Copy out each line that mentions the word "code".

» **Data provided**:
——————

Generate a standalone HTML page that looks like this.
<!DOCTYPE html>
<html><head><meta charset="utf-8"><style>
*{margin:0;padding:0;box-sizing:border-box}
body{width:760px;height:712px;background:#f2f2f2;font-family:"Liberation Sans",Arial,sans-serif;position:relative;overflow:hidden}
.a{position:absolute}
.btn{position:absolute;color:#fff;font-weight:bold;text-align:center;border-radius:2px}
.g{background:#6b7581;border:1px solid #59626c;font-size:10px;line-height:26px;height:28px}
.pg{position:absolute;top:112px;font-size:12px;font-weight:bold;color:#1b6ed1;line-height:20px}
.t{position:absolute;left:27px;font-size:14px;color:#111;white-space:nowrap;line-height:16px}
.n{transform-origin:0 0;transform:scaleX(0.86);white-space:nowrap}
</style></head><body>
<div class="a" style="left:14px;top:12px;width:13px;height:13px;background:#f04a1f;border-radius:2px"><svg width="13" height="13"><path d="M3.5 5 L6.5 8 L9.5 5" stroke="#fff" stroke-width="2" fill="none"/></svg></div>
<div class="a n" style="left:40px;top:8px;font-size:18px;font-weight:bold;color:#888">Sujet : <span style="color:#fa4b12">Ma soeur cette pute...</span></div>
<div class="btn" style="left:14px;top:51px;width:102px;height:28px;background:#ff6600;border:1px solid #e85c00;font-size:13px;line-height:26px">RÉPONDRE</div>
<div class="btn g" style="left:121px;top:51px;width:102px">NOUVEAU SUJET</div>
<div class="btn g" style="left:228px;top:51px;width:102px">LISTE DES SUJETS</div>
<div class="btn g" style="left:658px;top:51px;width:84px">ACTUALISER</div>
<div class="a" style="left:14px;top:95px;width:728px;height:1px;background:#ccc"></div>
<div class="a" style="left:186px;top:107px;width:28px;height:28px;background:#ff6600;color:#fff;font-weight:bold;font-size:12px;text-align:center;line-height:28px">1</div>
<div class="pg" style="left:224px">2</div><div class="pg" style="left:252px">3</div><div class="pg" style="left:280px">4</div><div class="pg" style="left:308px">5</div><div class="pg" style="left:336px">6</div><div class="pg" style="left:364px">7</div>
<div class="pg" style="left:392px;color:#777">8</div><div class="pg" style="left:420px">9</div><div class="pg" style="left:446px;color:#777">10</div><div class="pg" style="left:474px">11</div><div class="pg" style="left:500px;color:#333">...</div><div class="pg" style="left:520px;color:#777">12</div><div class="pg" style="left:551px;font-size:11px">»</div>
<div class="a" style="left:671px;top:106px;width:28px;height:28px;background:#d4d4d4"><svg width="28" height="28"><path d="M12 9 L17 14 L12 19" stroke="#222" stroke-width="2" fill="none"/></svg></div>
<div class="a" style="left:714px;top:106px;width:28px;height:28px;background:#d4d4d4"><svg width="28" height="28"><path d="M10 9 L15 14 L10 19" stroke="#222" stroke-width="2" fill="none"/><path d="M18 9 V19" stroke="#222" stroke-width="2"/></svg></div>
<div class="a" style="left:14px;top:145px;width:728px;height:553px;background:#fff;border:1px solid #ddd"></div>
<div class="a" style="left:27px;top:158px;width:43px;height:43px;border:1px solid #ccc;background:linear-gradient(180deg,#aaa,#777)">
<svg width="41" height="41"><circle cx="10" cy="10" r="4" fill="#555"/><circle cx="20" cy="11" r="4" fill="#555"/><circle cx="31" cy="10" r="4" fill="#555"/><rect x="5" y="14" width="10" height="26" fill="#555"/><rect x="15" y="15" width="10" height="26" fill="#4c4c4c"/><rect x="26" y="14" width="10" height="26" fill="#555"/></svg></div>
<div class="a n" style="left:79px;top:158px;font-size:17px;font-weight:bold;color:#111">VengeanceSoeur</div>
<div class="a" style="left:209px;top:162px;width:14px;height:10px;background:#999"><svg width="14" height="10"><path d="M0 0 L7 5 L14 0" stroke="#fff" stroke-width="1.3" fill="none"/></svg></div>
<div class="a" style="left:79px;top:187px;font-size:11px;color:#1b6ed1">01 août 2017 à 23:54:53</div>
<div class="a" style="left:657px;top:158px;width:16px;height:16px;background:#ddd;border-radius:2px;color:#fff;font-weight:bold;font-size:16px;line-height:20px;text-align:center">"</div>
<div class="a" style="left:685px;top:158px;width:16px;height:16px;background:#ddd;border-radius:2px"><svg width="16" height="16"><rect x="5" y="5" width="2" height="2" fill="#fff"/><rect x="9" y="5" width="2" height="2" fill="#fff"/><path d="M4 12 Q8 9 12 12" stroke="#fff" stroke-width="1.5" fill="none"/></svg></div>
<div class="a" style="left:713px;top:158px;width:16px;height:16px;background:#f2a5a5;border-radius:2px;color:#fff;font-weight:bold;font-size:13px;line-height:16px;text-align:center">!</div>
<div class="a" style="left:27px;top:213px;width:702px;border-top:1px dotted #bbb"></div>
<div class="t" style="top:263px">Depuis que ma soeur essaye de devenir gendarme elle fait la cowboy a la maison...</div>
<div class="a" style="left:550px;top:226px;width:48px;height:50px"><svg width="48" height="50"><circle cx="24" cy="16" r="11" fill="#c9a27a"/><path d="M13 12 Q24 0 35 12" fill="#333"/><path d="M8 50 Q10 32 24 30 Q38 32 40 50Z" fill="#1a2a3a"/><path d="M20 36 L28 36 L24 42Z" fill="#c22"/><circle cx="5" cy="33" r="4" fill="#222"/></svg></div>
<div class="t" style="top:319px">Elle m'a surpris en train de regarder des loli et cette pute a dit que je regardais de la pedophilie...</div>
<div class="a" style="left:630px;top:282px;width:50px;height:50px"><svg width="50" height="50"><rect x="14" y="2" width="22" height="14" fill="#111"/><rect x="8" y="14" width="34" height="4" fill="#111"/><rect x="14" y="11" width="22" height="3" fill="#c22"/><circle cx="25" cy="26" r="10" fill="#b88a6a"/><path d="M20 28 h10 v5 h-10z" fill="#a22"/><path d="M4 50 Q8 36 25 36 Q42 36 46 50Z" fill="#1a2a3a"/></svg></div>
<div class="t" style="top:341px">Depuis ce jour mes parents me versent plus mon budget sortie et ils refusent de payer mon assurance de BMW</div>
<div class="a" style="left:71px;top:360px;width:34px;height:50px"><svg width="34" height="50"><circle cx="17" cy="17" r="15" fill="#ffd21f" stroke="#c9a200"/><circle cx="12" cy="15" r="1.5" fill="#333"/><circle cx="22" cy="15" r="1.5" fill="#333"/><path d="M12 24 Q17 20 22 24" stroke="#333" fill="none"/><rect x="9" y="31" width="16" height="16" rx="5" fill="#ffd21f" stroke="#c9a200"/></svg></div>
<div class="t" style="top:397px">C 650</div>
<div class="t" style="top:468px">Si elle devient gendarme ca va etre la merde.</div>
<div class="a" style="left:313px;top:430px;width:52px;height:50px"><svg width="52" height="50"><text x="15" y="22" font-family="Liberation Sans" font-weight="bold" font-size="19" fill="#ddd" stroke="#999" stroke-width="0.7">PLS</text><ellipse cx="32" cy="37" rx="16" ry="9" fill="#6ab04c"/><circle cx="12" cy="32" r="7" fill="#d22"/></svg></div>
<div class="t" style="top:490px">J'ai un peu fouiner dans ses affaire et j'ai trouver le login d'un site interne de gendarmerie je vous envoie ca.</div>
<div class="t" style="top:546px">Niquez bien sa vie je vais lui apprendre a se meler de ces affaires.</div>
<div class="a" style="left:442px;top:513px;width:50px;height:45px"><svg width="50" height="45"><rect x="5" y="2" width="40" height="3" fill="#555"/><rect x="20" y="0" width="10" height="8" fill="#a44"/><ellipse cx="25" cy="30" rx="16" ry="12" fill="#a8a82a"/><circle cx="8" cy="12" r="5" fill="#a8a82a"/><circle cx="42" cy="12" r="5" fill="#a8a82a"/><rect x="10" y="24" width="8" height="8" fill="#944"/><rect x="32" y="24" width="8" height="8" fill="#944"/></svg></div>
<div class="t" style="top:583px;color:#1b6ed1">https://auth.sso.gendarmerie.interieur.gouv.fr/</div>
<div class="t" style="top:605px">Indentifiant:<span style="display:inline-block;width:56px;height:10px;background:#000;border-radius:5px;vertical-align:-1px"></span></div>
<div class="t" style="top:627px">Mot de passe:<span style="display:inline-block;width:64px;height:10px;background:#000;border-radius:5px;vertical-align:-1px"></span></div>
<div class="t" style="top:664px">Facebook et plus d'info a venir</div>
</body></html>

——————

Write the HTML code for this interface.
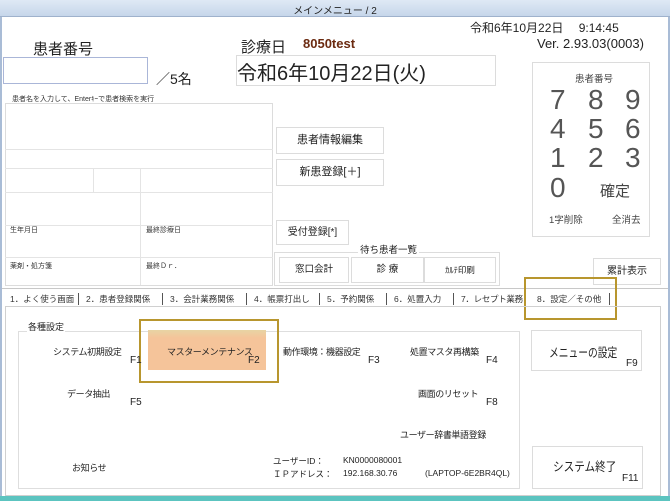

——————

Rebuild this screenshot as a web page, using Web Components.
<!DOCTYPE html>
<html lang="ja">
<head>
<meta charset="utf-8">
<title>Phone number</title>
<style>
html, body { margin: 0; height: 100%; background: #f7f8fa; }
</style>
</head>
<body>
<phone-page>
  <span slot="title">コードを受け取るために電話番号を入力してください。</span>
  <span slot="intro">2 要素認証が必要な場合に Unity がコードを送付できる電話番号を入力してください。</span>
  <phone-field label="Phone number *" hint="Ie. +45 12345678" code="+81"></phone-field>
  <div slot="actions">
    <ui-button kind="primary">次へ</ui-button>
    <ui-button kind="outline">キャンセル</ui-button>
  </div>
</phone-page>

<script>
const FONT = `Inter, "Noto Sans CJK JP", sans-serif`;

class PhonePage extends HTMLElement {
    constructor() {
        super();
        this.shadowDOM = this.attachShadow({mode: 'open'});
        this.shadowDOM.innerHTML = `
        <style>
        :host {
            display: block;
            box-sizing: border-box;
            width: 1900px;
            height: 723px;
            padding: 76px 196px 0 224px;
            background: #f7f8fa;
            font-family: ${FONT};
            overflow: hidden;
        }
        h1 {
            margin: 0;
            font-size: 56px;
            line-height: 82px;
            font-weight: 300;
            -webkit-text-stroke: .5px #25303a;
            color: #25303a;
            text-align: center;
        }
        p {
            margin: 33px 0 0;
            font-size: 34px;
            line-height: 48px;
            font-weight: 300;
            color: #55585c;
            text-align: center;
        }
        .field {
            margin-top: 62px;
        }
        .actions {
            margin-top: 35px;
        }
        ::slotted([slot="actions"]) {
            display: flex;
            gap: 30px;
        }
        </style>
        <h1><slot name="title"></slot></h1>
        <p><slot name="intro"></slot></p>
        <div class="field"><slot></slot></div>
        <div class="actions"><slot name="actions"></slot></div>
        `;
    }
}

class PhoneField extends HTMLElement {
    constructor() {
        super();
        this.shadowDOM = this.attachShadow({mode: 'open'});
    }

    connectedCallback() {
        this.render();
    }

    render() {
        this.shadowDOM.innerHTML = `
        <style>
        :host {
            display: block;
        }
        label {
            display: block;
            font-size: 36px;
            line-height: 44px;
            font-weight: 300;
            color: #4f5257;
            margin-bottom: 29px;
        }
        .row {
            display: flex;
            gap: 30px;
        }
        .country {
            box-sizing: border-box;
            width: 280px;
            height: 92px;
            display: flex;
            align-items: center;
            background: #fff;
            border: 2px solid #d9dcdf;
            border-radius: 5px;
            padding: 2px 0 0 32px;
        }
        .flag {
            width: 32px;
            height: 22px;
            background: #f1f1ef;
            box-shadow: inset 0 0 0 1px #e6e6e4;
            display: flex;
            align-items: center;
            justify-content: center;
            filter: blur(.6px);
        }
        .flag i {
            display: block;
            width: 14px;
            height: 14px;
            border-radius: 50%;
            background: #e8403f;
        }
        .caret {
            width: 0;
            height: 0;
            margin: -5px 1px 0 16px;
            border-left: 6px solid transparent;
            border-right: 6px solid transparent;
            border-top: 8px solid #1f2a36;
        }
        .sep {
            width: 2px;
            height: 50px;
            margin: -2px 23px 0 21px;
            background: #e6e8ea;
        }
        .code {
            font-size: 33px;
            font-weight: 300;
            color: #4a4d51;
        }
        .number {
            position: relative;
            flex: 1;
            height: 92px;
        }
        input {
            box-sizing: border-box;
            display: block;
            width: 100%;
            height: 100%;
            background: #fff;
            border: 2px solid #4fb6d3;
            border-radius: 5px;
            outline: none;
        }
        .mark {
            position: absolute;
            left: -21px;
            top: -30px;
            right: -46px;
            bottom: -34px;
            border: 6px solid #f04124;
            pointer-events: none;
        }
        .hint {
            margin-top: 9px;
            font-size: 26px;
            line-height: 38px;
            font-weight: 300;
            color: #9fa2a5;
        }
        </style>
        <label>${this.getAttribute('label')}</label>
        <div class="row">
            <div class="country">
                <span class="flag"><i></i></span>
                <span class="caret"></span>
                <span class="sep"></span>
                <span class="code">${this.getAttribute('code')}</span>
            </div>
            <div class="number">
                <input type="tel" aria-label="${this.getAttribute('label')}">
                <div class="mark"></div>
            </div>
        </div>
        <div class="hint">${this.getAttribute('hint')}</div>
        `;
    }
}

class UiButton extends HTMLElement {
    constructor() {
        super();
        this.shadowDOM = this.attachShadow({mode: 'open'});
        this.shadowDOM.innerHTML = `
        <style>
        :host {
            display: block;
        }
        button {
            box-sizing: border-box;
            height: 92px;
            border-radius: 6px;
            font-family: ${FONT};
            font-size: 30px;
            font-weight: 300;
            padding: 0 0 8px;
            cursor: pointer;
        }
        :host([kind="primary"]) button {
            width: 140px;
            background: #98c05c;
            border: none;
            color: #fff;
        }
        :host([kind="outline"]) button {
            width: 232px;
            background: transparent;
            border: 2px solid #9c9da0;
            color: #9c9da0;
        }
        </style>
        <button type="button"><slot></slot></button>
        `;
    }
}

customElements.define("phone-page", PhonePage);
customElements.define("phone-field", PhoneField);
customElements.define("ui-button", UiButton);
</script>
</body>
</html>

——————

» **Exercise solution**:
Write the HTML code for this interface.
  <phone-field label="Phone number *" hint="Ie. +45 12345678" code="+81"></phone-field>
        .code {
                <span class="code">${this.getAttribute('code')}</span>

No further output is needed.